WISCONSIN DELLS - At this year's annual statewide Drug Endangered Children (DEC) Conference in Wisconsin Dells this week, the Wisconsin Alliance for Drug Endangered Children (DEC) recognized three counties and the Oneida Tribe for their efforts in organizing and developing community programs to respond to the needs of drug endangered children. 

 

Drug endangered children are those children who suffer physical or psychological harm or neglect resulting either from exposure to illegal drugs or persons under the influence of illegal drugs, or from exposure to dangerous environments where drugs are being manufactured. In Wisconsin individual Drug Endangered Children programs are often formed at the county level. 

 

Counties recognized this year included: Portage, Milwaukee and Racine. In addition, the Oneida Tribe was recognized. 

 

The DEC programs being recognized this year were each developed based on the needs and resources of their respective community. A key part of each of these programs involves educating the community on the needs and resources needed to provide services to drug endangered children. 
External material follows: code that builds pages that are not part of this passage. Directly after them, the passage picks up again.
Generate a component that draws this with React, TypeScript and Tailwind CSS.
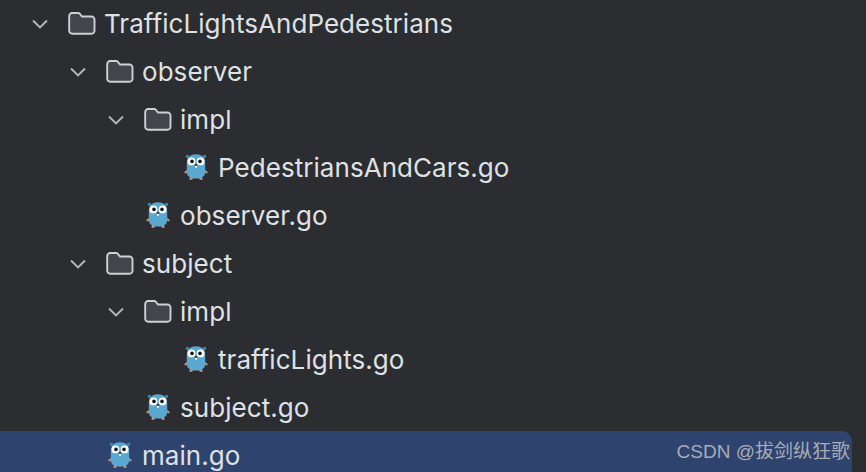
import React from "react";

function Chevron() {
  return (
    <svg width="18" height="18" viewBox="0 0 18 18" fill="none" className="shrink-0">
      <path d="M2 5.5 L9 12.5 L16 5.5" stroke="#b4b8bf" strokeWidth="1.9" />
    </svg>
  );
}

function Folder() {
  return (
    <svg width="28" height="24" viewBox="0 0 28 24" fill="none" className="shrink-0">
      <path
        d="M1.2 4 a3 3 0 0 1 3 -3 h6 a2 2 0 0 1 1.5 .7 l2.3 2.8 h9.5 a3 3 0 0 1 3 3 v11.3 a3 3 0 0 1 -3 3 h-19.3 a3 3 0 0 1 -3 -3 z"
        fill="#43454a"
        stroke="#ced0d6"
        strokeWidth="1.9"
      />
    </svg>
  );
}

function Gopher() {
  return (
    <svg width="26" height="30" viewBox="0 0 26 30" className="shrink-0">
      <path d="M3.5 17 L1 19.5 L2.5 20.5 L4.5 19Z M22.5 17 L25 19.5 L23.5 20.5 L21.5 19Z" fill="#c79a85" />
      <path d="M7 23.5 L6.5 27 L9.5 26.5 L10 24.5Z M19 23.5 L19.5 27 L16.5 26.5 L16 24.5Z" fill="#c79a85" />
      <circle cx="4.5" cy="3.5" r="1.8" fill="#3b86a8" />
      <circle cx="21.5" cy="3.5" r="1.8" fill="#3b86a8" />
      <path d="M3.8 10 C3.8 4 7.5 1.2 13 1.2 C18.5 1.2 22.2 4 22.2 10 L22.2 19 C22.2 23.5 18.5 25.5 13 25.5 C7.5 25.5 3.8 23.5 3.8 19 Z" fill="#5aa7d2" />
      <circle cx="8.4" cy="8.4" r="3.9" fill="#fff" />
      <circle cx="17.6" cy="8.4" r="3.9" fill="#fff" />
      <circle cx="9" cy="8.4" r="1.8" fill="#111" />
      <circle cx="17" cy="8.4" r="1.8" fill="#111" />
      <ellipse cx="13" cy="12" rx="1.4" ry="0.9" fill="#2b2b2b" />
      <rect x="12" y="12.8" width="2" height="2.2" fill="#f4e3da" />
    </svg>
  );
}

function Label({ children }: { children: React.ReactNode }) {
  return <span className="text-[26px] tracking-[0.05px] leading-[48px] text-[#dfe1e5] whitespace-nowrap">{children}</span>;
}

function FolderRow({ pad, name }: { pad: string; name: string }) {
  return (
    <div className={`flex h-12 items-center ${pad}`}>
      <Chevron />
      <div className="ml-[19px] mr-[8px] flex"><Folder /></div>
      <Label>{name}</Label>
    </div>
  );
}

function FileRow({ pad, name }: { pad: string; name: string }) {
  return (
    <div className={`flex h-12 items-center ${pad}`}>
      <Gopher />
      <div className="ml-[9px]"><Label>{name}</Label></div>
    </div>
  );
}

export default function App() {
  return (
    <div className="relative h-[472px] w-[866px] overflow-hidden bg-[#2b2d30] font-['Inter',sans-serif]">
      <FolderRow pad="pl-[31px]" name="TrafficLightsAndPedestrians" />
      <FolderRow pad="pl-[69px]" name="observer" />
      <FolderRow pad="pl-[107px]" name="impl" />
      <FileRow pad="pl-[183px]" name="PedestriansAndCars.go" />
      <FileRow pad="pl-[145px]" name="observer.go" />
      <FolderRow pad="pl-[69px]" name="subject" />
      <FolderRow pad="pl-[107px]" name="impl" />
      <FileRow pad="pl-[183px]" name="trafficLights.go" />
      <FileRow pad="pl-[145px]" name="subject.go" />
      <div className="-mt-px flex h-[49px] w-[852px] items-center rounded-tr-[10px] bg-[#2e436e] pl-[107px] pt-px">
        <Gopher />
        <div className="ml-[9px]"><Label>main.go</Label></div>
      </div>
      <div className="absolute right-[16px] top-[440px] text-[19px] leading-[24px] text-[#a9adb5] font-['Liberation_Sans','Noto_Sans_CJK_SC',sans-serif] whitespace-nowrap">
        CSDN @拔剑纵狂歌
      </div>
    </div>
  );
}
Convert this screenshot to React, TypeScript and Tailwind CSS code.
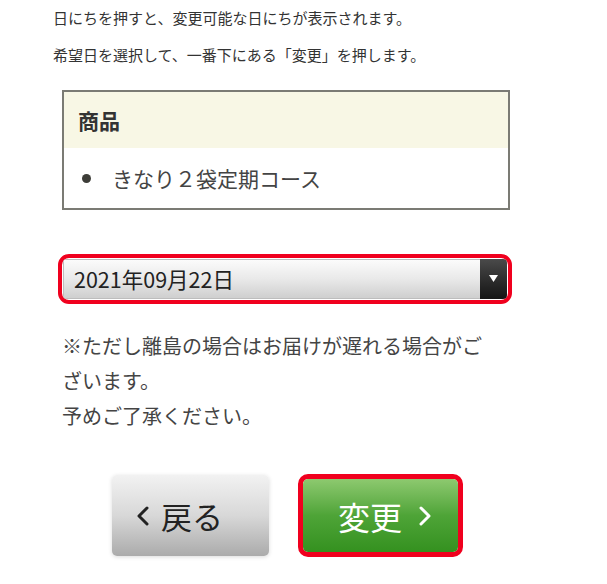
import React from "react";

export default function App() {
  return (
    <div
      className="w-[607px] h-[584px] bg-white overflow-hidden text-[#333]"
      style={{ fontFamily: '"Noto Sans CJK JP", "Noto Sans", sans-serif' }}
    >
      <p className="ml-[53px] pt-[8px] text-[15px] leading-[20px] text-[#333]">
        日にちを押すと、変更可能な日にちが表示されます。
      </p>
      <p className="ml-[53px] mt-[17px] text-[15px] leading-[20px] text-[#333]">
        希望日を選択して、一番下にある「変更」を押します。
      </p>

      <div className="ml-[62px] mt-[25px] w-[448px] h-[120px] border-2 border-[#7b7b74] flex flex-col">
        <div className="h-[56px] bg-[#f8f7e5] flex items-center pl-[14px]">
          <span className="text-[21px] font-bold text-[#333] leading-none">商品</span>
        </div>
        <div className="flex-1 flex items-center pl-[18px]">
          <span className="w-[9px] h-[9px] rounded-full bg-[#3d3d38]" />
          <span className="ml-[21px] text-[21px] text-[#444] leading-none">きなり２袋定期コース</span>
        </div>
      </div>

      <div className="ml-[58px] mt-[44px] w-[454px] h-[50px] border-[4px] border-[#f0001e] rounded-[11px] p-[1px]">
        <div className="h-full flex rounded-[4px] overflow-hidden">
          <div className="flex-1 flex items-center pl-[10px] bg-gradient-to-b from-[#fbfbfb] via-[#e9e9e9] to-[#cfcfcf] border-y border-l border-[#bdbdbd]">
            <span className="text-[21.5px] text-[#222] leading-none">2021年09月22日</span>
          </div>
          <div className="w-[27px] flex items-center justify-center bg-gradient-to-b from-[#4a4a4a] to-[#151515]">
            <svg width="9" height="8" viewBox="0 0 9 8">
              <polygon points="0,0 9,0 4.5,7" fill="#ffffff" />
            </svg>
          </div>
        </div>
      </div>

      <div className="ml-[62px] mt-[24px] text-[20px] leading-[35px] text-[#444]">
        ※ただし離島の場合はお届けが遅れる場合がご
        <br />
        ざいます。
        <br />
        予めご了承ください。
      </div>

      <div className="flex mt-[41px] ml-[112px] gap-[29px]">
        <button className="w-[157px] h-[81px] mt-[1px] rounded-[5px] bg-gradient-to-b from-[#f2f2f2] via-[#d8d8d8] to-[#ababab] shadow-[0_1px_4px_rgba(0,0,0,0.15)] flex items-center pl-[24px] text-[#222]">
          <svg width="14" height="22" viewBox="0 0 14 22" className="mr-[11px]">
            <polyline points="11,3 3,11 11,19" fill="none" stroke="#222" strokeWidth="3" strokeLinecap="round" strokeLinejoin="round" />
          </svg>
          <span className="text-[31px] leading-none">戻る</span>
        </button>
        <div className="w-[165px] h-[83px] border-[5px] border-[#f0001e] rounded-[10px] overflow-hidden">
          <button className="w-full h-full rounded-[4px] bg-gradient-to-b from-[#8dc96f] via-[#4ea437] to-[#34911f] flex items-center pl-[35px] text-white">
            <span className="text-[32px] leading-none">変更</span>
            <svg width="14" height="22" viewBox="0 0 14 22" className="ml-[16px]">
              <polyline points="3,3 11,11 3,19" fill="none" stroke="#ffffff" strokeWidth="3" strokeLinecap="round" strokeLinejoin="round" />
            </svg>
          </button>
        </div>
      </div>
    </div>
  );
}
In addition, two other individuals will be recognized for their work with the DEC Program. Sue Reetz will be recognized for her video production of "Living in Shadows" and Gina Mattheisen will be recognized for her "Sweet Dreams" Project. 

 

The video production "Living in Shadows" is about children who have been victimized by growing up in an environment surrounded by drug abuse. The children tell their story through the video. The video is broken down into chapters and comes with a facilitator's guide. It is often used as a resource to educate people about drug endangered children. 

 

Project "Sweet Dreams" was an inspiration of Gina Mattheisen's. Last year Gina collected donations of pajamas, slippers, books and stuffed animals. Each pair of pajamas was placed in a pillowcase and labeled for a girl or boy with the size listed. As a result of her efforts in the Marshfield area Mattheisen collected 1,500 pairs of pajamas, which were distributed to active DEC programs across the state. "Mattheisen's 'Sweet Dreams' project shows how just one community can make a difference," said Wisconsin Attorney General J.B. Van Hollen. 

 

A representative of each county and tribal DEC program was at the conference to receive a plaque recognizing the establishment of the program. 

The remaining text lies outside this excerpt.